Stored items from a collection:
==*==
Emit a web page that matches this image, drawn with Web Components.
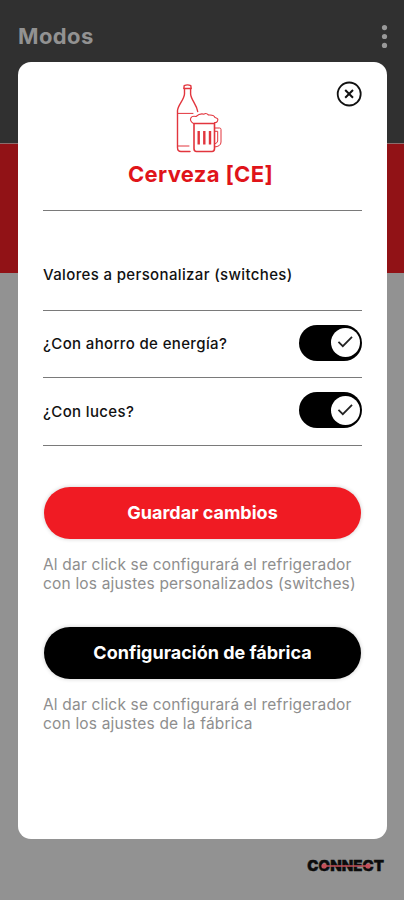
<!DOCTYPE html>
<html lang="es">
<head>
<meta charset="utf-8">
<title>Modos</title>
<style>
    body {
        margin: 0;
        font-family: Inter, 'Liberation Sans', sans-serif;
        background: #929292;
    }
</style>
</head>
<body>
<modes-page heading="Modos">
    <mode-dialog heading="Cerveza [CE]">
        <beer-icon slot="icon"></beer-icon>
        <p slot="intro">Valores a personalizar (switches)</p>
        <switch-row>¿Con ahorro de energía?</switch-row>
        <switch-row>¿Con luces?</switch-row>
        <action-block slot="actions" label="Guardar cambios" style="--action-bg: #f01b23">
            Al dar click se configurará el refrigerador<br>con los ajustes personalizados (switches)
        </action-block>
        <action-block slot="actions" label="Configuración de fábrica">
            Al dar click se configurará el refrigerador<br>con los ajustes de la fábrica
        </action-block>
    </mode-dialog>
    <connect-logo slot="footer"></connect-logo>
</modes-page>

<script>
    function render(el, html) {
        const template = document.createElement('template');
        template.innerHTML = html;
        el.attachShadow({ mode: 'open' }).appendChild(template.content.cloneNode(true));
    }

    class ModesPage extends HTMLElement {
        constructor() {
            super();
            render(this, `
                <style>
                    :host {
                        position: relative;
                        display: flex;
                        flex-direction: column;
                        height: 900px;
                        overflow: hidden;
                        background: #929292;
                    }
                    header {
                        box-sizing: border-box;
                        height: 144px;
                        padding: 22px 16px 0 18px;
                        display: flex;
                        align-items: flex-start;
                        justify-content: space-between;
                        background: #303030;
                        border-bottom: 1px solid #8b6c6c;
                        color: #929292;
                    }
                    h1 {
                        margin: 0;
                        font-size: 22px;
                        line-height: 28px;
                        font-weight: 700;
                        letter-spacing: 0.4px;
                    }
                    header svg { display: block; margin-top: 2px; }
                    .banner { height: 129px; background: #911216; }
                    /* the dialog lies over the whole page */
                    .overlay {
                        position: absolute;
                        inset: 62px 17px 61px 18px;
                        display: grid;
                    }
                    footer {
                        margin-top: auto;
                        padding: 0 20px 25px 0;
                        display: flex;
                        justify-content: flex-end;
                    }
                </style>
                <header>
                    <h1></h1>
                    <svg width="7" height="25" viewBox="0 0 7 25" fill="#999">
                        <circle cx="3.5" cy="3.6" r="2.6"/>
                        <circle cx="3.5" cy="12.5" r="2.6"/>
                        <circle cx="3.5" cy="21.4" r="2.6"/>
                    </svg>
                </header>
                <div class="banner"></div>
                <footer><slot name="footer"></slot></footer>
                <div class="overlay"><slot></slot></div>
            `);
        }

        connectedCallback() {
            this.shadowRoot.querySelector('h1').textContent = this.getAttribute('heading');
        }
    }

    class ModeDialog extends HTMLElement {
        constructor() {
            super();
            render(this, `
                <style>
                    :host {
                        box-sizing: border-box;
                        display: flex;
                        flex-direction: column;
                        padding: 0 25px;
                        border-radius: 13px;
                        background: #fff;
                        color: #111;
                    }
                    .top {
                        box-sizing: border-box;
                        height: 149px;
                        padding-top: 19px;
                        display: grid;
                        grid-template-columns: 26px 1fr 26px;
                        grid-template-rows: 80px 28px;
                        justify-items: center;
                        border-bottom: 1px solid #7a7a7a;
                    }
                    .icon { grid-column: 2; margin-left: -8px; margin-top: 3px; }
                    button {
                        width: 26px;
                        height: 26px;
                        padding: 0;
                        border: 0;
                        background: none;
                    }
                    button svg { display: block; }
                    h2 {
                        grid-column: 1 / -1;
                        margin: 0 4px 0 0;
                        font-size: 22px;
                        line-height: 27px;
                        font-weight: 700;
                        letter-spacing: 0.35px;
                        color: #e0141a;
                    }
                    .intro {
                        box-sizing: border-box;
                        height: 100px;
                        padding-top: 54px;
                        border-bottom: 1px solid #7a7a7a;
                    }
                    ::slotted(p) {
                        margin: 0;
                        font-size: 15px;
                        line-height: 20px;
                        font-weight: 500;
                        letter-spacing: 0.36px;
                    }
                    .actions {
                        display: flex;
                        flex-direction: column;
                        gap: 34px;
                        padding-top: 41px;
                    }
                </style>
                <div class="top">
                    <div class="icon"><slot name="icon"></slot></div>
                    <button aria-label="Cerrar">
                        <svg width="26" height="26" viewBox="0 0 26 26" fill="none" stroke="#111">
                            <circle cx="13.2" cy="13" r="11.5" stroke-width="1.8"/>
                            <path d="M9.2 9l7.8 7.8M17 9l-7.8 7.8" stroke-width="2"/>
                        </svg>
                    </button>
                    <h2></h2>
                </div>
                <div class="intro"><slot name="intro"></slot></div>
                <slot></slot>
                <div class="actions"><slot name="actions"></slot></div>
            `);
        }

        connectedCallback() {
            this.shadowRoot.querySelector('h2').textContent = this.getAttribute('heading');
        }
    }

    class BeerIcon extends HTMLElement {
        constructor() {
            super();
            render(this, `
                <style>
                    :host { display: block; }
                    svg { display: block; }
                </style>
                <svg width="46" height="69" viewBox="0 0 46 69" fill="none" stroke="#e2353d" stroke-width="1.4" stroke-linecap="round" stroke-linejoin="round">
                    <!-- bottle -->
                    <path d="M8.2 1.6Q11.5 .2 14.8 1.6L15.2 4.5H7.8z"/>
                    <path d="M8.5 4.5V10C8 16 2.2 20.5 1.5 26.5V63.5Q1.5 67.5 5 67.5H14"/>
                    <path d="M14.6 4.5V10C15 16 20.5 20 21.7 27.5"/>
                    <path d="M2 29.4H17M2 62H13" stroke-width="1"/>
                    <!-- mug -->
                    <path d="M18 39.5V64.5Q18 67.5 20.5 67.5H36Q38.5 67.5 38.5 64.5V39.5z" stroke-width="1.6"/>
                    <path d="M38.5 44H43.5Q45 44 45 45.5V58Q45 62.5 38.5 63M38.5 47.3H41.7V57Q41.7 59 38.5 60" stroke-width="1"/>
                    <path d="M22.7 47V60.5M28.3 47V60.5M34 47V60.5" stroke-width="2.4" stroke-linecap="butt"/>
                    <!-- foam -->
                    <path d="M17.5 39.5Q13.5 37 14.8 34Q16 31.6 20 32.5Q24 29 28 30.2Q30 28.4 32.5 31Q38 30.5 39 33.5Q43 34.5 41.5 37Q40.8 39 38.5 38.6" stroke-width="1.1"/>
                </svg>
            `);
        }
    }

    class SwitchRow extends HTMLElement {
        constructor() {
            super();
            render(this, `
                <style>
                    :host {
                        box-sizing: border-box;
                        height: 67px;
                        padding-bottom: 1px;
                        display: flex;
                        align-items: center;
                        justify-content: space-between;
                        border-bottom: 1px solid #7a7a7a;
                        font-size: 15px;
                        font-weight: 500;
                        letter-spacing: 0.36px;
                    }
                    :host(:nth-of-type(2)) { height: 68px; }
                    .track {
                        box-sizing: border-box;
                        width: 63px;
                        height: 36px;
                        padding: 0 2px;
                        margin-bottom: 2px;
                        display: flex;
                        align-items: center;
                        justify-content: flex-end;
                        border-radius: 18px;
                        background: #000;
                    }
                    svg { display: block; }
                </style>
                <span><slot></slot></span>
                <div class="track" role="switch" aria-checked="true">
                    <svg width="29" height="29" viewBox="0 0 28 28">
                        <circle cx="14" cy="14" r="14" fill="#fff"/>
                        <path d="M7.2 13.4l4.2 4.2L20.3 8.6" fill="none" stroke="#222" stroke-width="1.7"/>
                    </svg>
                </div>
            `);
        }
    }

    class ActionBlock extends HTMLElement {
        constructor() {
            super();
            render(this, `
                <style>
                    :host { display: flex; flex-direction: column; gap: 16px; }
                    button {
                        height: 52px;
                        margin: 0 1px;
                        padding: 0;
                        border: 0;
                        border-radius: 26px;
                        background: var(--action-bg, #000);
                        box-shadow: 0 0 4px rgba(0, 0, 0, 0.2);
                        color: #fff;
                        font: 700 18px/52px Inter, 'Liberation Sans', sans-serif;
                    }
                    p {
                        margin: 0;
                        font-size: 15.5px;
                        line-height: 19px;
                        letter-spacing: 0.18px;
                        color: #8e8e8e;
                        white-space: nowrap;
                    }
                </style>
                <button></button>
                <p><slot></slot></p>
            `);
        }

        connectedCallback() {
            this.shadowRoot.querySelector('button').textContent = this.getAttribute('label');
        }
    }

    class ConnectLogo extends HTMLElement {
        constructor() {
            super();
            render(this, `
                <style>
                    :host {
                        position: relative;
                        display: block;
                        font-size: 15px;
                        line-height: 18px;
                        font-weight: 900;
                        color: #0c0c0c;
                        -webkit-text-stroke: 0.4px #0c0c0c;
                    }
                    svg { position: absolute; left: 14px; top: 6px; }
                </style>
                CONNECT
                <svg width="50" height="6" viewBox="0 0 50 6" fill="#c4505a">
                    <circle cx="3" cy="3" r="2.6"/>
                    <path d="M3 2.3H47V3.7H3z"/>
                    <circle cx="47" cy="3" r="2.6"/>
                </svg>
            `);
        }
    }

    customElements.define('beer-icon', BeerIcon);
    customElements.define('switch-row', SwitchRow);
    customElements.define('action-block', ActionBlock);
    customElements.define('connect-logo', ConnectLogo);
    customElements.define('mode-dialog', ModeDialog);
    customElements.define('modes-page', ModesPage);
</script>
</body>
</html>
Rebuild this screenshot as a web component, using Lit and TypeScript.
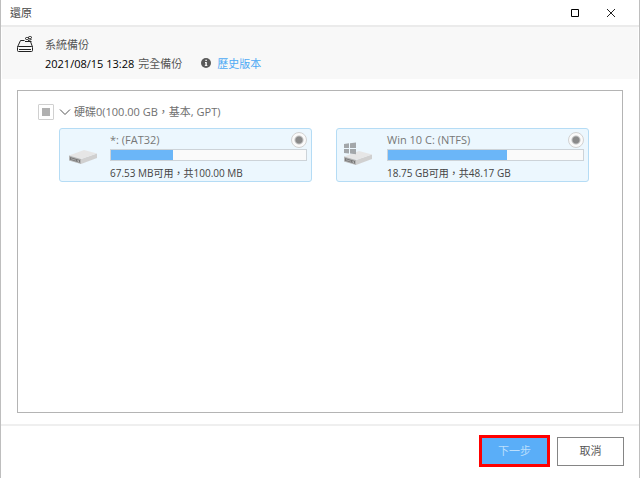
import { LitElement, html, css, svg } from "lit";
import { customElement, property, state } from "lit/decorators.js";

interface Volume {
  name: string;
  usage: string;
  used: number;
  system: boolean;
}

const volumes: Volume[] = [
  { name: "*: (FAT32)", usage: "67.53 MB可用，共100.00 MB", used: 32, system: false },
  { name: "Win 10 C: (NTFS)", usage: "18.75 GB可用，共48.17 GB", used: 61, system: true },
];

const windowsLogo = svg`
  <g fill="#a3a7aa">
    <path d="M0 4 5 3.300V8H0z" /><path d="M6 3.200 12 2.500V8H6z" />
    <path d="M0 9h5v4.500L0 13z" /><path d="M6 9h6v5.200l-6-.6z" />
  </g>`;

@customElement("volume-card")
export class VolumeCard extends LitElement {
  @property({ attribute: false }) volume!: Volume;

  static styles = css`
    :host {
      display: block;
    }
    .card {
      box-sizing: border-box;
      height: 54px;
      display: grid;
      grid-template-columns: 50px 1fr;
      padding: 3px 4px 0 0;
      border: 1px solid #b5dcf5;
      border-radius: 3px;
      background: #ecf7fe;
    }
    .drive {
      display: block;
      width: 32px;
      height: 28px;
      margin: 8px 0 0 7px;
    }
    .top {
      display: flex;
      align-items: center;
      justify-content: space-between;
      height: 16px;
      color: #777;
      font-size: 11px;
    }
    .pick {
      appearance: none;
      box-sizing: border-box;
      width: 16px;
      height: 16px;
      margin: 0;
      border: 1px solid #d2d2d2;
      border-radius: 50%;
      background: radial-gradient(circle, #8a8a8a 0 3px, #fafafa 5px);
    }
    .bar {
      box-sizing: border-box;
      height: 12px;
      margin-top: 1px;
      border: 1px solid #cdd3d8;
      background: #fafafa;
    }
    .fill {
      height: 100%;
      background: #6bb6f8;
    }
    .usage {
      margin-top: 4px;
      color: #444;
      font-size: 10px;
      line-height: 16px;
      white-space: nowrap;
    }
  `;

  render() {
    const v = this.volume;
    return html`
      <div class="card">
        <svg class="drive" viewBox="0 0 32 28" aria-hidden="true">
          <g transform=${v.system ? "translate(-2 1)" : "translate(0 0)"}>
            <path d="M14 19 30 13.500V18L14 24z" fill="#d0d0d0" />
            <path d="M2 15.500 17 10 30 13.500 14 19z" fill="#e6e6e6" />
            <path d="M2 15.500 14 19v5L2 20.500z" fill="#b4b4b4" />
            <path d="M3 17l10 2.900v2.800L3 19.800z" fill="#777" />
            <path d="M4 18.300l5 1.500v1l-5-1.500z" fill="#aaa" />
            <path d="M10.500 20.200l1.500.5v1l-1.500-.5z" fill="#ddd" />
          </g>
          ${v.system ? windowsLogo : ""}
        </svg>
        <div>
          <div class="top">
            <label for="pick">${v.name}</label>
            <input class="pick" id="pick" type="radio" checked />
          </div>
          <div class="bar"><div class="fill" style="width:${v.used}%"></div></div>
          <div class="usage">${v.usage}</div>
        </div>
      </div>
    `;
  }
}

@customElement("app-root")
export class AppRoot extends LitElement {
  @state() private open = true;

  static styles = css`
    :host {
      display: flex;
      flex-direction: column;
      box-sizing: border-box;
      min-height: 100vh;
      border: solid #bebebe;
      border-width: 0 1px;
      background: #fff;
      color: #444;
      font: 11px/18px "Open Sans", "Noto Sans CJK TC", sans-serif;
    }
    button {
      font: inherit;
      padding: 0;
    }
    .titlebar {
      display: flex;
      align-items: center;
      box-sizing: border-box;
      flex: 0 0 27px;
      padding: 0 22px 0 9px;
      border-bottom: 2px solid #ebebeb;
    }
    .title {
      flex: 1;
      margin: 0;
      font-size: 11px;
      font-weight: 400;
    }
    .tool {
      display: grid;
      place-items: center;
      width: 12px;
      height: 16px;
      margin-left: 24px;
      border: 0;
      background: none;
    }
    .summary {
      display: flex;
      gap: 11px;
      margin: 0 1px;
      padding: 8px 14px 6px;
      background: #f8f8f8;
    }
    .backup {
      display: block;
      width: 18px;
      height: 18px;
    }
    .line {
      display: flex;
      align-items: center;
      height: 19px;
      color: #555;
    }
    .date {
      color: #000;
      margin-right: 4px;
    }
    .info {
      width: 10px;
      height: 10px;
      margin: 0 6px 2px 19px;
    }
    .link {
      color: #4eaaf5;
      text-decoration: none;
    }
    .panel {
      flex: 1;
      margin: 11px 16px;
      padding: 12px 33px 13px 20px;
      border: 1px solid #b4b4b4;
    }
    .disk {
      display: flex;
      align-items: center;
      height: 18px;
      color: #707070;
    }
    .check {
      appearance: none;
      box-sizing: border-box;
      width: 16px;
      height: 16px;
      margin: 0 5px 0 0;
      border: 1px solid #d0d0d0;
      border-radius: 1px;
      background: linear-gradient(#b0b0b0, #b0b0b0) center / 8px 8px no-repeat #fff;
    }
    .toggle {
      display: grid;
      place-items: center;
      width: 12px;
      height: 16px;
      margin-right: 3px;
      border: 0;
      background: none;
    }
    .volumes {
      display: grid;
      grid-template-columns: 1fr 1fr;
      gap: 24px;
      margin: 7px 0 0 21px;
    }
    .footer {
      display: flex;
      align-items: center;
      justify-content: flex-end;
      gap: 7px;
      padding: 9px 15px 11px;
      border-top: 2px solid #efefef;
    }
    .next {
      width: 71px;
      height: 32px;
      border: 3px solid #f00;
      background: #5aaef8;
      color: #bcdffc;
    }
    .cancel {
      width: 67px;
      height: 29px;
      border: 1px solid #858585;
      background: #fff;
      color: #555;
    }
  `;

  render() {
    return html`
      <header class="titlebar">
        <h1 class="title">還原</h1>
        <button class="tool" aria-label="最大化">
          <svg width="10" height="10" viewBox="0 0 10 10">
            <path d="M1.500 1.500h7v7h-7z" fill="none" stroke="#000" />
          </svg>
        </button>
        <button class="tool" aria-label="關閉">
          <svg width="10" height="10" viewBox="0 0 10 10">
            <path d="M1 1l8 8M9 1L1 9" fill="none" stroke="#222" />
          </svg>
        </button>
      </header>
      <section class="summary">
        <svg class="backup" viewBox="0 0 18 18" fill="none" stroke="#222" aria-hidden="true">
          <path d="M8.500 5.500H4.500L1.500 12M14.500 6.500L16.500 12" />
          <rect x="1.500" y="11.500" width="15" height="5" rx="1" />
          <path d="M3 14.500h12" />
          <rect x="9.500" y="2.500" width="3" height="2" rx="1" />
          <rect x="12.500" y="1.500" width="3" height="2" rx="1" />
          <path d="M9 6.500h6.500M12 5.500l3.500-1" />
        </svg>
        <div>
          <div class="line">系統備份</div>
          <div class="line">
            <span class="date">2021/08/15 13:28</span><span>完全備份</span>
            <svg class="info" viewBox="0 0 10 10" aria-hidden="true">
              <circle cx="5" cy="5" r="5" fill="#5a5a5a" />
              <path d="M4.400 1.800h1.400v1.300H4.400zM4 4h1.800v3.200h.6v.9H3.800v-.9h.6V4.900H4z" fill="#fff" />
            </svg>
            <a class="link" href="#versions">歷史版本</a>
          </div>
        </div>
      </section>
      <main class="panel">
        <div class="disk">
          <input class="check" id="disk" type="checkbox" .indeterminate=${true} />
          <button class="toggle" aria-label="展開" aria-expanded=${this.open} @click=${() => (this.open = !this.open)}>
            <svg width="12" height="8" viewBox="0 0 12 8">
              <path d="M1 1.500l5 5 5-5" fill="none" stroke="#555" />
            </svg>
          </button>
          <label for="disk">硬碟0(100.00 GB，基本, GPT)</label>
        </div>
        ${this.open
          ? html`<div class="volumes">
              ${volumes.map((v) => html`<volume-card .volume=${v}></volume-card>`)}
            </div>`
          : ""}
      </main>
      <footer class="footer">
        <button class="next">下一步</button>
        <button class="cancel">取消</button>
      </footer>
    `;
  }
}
==*==
* [What is being asked]: Everything from the top line of the data down to and including the line with "</modes-page>" is to be copied, except the pictures.

* [Solution to this task]:
Emit a web page that matches this image, drawn with Web Components.
<!DOCTYPE html>
<html lang="es">
<head>
<meta charset="utf-8">
<title>Modos</title>
<style>
    body {
        margin: 0;
        font-family: Inter, 'Liberation Sans', sans-serif;
        background: #929292;
    }
</style>
</head>
<body>
<modes-page heading="Modos">
    <mode-dialog heading="Cerveza [CE]">
        <beer-icon slot="icon"></beer-icon>
        <p slot="intro">Valores a personalizar (switches)</p>
        <switch-row>¿Con ahorro de energía?</switch-row>
        <switch-row>¿Con luces?</switch-row>
        <action-block slot="actions" label="Guardar cambios" style="--action-bg: #f01b23">
            Al dar click se configurará el refrigerador<br>con los ajustes personalizados (switches)
        </action-block>
        <action-block slot="actions" label="Configuración de fábrica">
            Al dar click se configurará el refrigerador<br>con los ajustes de la fábrica
        </action-block>
    </mode-dialog>
    <connect-logo slot="footer"></connect-logo>
</modes-page>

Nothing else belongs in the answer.